W klubowej rywalizacji Memphis na pewno ustępuje Lewandowskiemu pod względem skuteczności, co innego w meczach międzypaństwowych. Jest najskuteczniejszym zawodnikiem europejskich reprezentacji w 2021 roku, w którym zdobył aż 17 goli. Prymat zapewniła mu bramka w 91 minucie ostatniego meczu z Norwegią.

Latem kilku reprezentantów Holandii zmieniło kluby i rozmawiało o tym z selekcjonerem w kontekście swojego udziału w mundialu. Dwóch powróciło do Holandii, Jasper Cillessen z Valencii do NEC Nijmegen, Steven Bergwijn z Tottenhamu do Ajaksu. Tyrell Malacia z Feyenoordu przeszedł do Manchesteru United, Matthijs de Ligt z Juventusu do Bayernu, Vincent Janssen z FC Monterrey do Royal Antwerp i Wout Weghorst z Burnley do Besiktasu. Van Gaal uważa to za pozytywne zjawisko.
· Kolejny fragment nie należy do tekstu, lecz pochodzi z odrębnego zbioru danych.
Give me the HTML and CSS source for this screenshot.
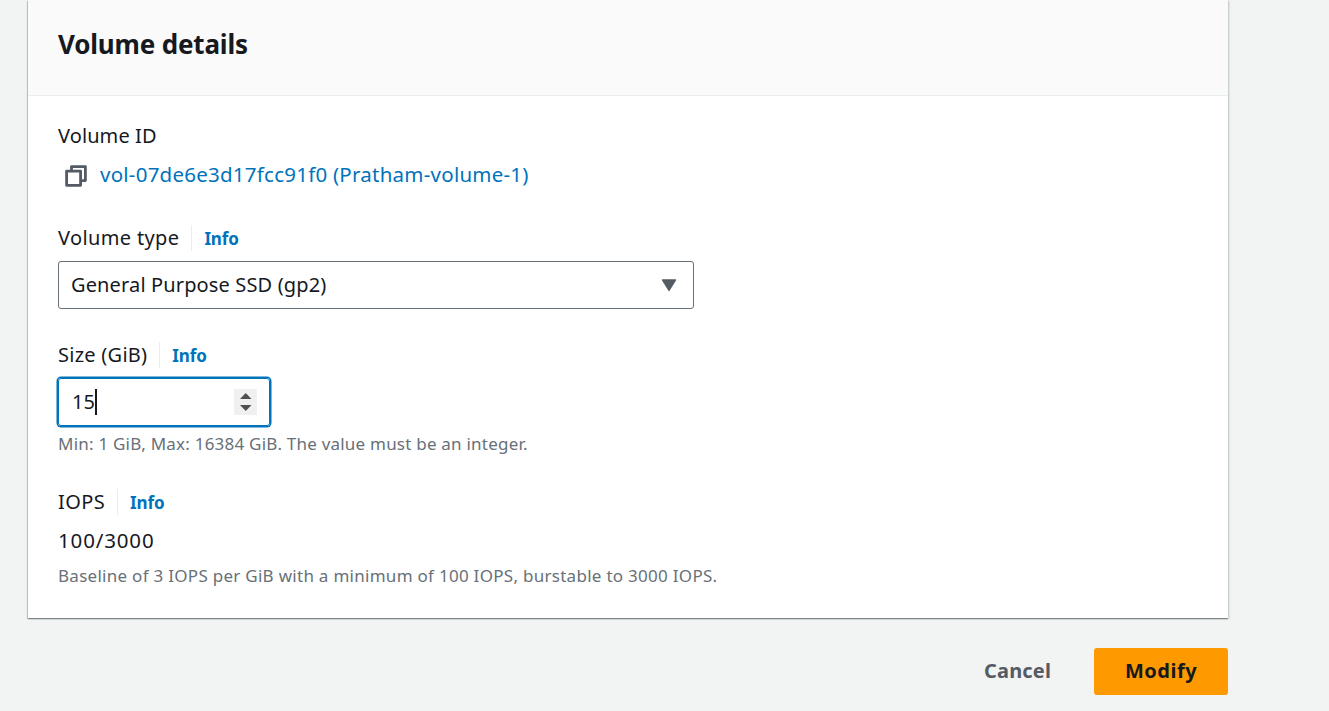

– Burza minęła i muszę powiedzieć, że bardzo mi się to podobało. Jedynymi tak naprawdę problemami byli Memphis Depay i Frenkie de Jong. Dzwoniłem do nich, ale niczego nie sugerowałem. Zawsze kończyłem rozmowę tak: to jest rada, ale wyboru musisz dokonać sam. Zostali w Barcelonie, grają i to jest pozytywne. Jeśli kluczowi zawodnicy nie grają w klubach, to jest problem dla reprezentacji – uważa trener.


Na zdjęciu: Najlepszy strzelec Holandii, Memphis Depay, wzbudza największe zainteresowanie mediów przed meczem z Polską.